Copy every line in the records below that contains the word "html".

[Pages as source code]
========

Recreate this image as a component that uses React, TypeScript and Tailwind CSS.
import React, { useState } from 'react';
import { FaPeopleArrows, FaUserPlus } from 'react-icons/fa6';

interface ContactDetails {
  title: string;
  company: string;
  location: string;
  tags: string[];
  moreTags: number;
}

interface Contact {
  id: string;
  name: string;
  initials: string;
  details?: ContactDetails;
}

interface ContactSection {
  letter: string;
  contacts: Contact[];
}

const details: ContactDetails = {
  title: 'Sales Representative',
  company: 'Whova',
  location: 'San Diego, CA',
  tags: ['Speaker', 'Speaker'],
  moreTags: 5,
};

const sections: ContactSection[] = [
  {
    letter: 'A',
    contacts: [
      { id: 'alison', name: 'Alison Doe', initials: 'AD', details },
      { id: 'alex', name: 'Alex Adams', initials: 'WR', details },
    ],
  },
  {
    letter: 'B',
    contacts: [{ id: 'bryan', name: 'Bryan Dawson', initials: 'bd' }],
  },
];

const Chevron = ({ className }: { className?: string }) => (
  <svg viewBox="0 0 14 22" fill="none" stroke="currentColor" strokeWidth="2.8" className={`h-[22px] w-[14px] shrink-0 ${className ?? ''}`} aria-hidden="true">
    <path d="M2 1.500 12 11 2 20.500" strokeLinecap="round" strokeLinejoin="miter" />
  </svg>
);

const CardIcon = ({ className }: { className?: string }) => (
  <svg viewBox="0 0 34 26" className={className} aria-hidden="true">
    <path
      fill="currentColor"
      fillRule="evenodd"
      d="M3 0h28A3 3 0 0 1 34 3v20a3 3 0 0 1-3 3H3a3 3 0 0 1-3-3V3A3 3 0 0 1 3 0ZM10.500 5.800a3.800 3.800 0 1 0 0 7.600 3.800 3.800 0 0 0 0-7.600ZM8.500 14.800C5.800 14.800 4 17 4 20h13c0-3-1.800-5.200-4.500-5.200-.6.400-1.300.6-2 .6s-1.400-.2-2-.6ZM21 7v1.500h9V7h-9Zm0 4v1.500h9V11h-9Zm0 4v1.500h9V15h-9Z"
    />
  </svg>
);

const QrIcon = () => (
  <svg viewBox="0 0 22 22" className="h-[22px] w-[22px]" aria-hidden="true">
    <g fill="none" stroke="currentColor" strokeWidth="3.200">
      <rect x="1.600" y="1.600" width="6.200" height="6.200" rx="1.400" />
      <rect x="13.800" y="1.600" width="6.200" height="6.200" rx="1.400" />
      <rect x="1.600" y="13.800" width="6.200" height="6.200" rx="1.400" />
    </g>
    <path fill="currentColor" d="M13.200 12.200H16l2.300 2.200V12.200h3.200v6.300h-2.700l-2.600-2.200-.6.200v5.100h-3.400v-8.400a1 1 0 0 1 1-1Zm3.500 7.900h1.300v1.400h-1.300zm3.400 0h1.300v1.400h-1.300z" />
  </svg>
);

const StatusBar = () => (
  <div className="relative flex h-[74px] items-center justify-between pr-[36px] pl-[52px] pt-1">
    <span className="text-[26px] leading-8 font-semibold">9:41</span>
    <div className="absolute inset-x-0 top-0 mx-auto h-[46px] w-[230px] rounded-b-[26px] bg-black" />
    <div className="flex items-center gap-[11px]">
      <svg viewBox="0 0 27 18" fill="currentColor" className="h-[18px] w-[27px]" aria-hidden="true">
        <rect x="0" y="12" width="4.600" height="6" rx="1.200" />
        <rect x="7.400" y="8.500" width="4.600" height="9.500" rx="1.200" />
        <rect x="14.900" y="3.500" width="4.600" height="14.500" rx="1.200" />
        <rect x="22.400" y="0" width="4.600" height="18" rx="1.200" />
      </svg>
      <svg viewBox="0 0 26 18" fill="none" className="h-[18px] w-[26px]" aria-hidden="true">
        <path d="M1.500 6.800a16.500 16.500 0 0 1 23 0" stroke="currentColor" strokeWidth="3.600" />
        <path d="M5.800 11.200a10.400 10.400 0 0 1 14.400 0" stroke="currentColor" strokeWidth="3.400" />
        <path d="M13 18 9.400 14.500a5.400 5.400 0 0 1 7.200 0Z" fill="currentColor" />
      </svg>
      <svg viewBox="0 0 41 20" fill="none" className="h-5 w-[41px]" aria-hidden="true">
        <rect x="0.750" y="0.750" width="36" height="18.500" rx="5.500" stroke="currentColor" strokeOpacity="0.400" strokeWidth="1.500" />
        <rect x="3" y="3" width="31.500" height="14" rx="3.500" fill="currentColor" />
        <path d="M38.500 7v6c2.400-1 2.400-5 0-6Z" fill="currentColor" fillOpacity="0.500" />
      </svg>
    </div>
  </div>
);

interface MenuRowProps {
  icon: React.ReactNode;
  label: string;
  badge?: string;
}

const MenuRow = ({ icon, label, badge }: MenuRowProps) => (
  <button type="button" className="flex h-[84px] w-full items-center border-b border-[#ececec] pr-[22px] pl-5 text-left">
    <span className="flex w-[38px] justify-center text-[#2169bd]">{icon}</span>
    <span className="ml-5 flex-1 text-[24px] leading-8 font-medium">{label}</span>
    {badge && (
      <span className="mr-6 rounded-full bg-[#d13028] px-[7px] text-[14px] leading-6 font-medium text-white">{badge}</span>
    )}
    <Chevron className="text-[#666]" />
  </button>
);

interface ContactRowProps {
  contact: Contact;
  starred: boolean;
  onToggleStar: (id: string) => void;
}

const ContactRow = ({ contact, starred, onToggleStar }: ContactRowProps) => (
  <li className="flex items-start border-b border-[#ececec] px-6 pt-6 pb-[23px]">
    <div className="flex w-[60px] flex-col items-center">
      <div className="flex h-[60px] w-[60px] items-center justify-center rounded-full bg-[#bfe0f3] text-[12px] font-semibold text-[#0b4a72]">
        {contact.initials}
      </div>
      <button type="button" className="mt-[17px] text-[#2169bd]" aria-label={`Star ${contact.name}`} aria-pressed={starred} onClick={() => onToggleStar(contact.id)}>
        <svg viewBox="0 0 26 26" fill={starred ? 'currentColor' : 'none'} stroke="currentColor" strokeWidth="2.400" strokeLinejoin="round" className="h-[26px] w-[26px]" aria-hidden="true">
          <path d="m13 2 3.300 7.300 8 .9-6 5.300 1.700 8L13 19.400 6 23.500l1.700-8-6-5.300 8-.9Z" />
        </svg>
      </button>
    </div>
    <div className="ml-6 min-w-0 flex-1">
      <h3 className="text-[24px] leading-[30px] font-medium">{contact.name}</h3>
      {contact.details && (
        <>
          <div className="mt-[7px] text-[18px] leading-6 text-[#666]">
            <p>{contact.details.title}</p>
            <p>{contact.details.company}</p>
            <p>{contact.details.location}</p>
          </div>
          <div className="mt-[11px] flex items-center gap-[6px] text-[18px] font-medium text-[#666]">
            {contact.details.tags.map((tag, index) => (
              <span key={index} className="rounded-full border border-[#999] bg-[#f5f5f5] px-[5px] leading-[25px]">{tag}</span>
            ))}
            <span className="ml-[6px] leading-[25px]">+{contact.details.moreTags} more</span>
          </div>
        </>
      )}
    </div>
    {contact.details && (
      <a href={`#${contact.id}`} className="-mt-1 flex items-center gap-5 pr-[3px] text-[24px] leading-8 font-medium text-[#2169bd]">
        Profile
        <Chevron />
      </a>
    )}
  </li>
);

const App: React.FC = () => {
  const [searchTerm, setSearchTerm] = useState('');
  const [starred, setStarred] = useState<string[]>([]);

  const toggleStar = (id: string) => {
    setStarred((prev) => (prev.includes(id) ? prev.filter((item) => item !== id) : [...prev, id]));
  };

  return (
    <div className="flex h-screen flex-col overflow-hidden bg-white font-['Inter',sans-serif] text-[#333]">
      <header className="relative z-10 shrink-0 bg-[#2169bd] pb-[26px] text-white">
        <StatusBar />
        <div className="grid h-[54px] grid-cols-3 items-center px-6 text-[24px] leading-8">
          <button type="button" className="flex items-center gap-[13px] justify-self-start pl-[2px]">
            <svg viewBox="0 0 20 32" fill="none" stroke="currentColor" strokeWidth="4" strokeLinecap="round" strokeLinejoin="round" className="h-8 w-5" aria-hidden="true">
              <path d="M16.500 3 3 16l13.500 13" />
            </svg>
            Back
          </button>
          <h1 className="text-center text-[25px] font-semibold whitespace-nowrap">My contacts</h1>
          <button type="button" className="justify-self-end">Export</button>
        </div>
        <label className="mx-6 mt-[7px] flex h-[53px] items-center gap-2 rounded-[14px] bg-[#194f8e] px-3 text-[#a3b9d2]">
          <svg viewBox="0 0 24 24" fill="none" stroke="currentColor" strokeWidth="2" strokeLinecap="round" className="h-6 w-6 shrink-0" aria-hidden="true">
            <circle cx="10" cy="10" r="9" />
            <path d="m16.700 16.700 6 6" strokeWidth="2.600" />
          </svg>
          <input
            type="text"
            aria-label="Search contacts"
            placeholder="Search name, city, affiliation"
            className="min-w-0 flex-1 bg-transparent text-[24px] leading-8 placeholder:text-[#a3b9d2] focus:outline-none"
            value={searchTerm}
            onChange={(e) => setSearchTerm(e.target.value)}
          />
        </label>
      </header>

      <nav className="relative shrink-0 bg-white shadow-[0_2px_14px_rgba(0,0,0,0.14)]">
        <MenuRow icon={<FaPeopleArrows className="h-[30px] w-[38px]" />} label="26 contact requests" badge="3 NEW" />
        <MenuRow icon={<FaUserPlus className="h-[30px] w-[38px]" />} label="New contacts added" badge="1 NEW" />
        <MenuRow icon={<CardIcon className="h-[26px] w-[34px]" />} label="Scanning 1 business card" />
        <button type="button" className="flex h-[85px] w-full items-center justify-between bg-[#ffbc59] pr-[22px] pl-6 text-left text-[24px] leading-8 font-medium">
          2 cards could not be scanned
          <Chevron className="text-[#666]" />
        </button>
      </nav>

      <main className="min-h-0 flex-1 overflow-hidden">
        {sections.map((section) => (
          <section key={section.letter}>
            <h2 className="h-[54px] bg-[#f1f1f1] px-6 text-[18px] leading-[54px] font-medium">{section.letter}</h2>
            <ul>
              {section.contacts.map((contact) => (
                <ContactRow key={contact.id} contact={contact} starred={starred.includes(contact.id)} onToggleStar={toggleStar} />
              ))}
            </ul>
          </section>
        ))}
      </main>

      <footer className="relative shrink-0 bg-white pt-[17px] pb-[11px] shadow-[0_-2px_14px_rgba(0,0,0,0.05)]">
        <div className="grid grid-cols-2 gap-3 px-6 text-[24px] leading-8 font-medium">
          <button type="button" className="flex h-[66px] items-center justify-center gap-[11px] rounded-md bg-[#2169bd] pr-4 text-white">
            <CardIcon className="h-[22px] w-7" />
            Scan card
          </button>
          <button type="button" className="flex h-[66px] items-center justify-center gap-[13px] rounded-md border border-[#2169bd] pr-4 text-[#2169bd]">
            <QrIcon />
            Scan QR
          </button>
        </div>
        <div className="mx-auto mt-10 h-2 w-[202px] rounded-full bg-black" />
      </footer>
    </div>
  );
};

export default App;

========

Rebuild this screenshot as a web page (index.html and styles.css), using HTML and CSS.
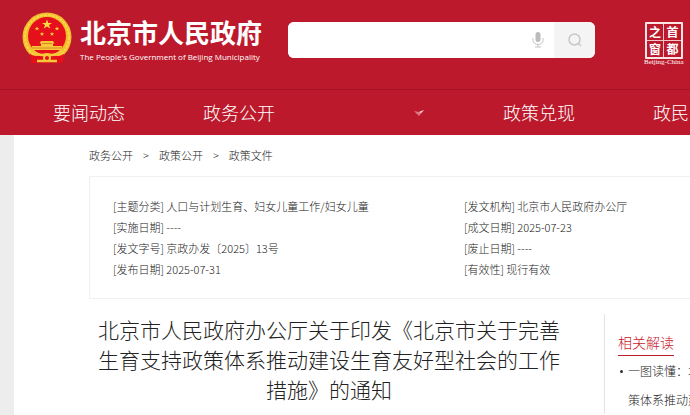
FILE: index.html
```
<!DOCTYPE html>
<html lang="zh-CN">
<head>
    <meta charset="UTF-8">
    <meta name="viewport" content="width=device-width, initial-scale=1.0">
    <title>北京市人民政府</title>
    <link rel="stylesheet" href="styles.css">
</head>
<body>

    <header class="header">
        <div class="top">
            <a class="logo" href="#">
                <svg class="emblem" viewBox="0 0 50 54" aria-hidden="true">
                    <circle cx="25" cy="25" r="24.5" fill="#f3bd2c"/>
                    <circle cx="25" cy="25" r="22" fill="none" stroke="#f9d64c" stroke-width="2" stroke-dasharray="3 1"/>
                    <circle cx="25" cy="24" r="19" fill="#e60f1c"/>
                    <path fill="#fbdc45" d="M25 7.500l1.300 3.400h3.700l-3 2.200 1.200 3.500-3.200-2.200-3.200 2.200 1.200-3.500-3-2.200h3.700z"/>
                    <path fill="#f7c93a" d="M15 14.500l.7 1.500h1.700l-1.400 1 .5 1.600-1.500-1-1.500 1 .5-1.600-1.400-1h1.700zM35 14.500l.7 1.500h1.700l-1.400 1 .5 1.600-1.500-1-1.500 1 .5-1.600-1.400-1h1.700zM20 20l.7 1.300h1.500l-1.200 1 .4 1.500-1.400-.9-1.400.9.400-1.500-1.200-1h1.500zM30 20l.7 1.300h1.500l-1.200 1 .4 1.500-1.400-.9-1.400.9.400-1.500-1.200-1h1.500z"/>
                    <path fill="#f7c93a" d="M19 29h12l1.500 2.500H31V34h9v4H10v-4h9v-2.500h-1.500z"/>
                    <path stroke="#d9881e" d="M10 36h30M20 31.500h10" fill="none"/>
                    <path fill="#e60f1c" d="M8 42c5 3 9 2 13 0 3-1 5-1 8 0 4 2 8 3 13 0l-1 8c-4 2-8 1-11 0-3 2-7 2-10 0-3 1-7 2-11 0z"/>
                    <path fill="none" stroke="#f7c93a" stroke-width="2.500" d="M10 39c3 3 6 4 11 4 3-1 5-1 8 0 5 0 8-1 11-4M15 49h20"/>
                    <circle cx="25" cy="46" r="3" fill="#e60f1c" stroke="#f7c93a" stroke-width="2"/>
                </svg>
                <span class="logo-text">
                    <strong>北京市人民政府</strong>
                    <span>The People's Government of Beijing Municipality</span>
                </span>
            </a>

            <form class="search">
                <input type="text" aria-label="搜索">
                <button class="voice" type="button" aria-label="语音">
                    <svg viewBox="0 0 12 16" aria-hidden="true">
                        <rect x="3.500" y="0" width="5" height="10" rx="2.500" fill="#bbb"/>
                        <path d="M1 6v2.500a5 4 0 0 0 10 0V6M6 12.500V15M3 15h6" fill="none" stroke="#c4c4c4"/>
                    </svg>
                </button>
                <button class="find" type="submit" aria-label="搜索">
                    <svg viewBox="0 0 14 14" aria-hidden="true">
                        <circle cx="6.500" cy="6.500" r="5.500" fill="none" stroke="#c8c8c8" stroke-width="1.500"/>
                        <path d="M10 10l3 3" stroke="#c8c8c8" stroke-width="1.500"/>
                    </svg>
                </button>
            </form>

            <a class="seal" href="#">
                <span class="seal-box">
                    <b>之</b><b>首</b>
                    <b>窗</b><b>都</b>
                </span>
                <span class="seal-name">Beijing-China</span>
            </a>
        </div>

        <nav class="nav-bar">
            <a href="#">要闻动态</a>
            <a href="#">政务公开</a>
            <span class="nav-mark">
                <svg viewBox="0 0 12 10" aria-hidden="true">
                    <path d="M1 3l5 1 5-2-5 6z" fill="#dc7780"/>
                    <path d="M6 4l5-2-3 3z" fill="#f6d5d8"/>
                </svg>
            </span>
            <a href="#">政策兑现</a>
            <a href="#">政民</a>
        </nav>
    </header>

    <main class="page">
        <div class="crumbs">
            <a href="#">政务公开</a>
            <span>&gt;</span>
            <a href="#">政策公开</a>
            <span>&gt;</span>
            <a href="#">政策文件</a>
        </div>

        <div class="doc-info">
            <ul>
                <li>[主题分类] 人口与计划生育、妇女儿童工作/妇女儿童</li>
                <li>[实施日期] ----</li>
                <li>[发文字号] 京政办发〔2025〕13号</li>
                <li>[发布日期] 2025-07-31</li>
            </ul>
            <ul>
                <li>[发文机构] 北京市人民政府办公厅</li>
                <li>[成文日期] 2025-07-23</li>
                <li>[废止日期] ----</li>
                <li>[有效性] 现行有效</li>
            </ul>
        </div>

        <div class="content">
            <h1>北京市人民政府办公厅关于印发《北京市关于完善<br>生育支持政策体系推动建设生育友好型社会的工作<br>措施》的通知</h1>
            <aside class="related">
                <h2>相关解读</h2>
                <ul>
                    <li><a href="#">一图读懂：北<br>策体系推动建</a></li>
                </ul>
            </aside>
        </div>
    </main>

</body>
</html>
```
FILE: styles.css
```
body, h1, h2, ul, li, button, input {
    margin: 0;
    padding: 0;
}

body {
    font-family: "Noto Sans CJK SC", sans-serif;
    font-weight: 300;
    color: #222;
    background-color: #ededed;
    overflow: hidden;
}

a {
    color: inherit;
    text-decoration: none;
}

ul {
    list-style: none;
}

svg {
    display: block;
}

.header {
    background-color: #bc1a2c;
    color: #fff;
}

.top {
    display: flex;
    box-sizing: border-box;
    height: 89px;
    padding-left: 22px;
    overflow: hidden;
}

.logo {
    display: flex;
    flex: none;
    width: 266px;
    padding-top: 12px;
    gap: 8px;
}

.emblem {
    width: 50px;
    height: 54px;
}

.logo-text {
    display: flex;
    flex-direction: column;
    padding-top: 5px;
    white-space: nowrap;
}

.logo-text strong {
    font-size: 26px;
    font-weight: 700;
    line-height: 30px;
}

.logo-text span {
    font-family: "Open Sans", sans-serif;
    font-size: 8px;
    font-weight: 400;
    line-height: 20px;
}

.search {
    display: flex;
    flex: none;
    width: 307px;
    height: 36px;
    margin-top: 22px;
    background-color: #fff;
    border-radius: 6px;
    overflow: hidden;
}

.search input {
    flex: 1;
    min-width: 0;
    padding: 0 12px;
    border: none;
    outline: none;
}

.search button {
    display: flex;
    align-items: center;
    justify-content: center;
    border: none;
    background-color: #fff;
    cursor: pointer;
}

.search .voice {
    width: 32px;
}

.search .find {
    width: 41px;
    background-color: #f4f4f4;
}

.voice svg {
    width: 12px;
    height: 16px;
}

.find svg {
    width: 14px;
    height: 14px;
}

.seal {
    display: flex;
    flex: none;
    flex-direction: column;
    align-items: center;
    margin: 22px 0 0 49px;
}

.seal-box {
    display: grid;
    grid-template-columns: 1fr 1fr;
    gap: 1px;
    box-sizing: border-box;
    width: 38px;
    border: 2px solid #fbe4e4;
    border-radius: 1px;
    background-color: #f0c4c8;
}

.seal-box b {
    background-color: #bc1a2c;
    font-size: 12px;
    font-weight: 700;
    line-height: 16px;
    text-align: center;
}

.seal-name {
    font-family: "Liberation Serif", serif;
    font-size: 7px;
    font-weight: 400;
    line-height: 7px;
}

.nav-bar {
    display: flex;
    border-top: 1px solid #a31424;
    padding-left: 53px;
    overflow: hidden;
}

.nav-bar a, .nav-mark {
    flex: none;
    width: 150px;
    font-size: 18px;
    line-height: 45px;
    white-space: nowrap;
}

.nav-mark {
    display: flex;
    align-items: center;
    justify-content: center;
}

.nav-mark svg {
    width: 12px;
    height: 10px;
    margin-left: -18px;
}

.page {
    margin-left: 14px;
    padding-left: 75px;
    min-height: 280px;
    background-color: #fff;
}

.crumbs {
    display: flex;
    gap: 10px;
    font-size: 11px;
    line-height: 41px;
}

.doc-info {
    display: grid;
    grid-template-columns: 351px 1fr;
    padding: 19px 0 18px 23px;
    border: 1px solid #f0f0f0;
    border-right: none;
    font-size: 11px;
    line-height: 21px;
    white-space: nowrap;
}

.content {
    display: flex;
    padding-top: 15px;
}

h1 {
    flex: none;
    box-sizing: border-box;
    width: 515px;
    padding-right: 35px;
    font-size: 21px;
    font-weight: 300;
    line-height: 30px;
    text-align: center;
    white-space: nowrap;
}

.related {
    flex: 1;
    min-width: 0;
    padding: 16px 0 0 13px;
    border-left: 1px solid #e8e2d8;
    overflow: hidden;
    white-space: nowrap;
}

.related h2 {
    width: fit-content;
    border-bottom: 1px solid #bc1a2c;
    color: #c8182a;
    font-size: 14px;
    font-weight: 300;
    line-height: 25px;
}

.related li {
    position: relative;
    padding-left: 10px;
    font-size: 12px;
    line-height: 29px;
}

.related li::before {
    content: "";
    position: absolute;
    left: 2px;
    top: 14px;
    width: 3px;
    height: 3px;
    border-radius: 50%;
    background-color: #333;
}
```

========

● EXERCISE RESULT
Rebuild this screenshot as a web page (index.html and styles.css), using HTML and CSS.
FILE: index.html
<!DOCTYPE html>
<html lang="zh-CN">
</html>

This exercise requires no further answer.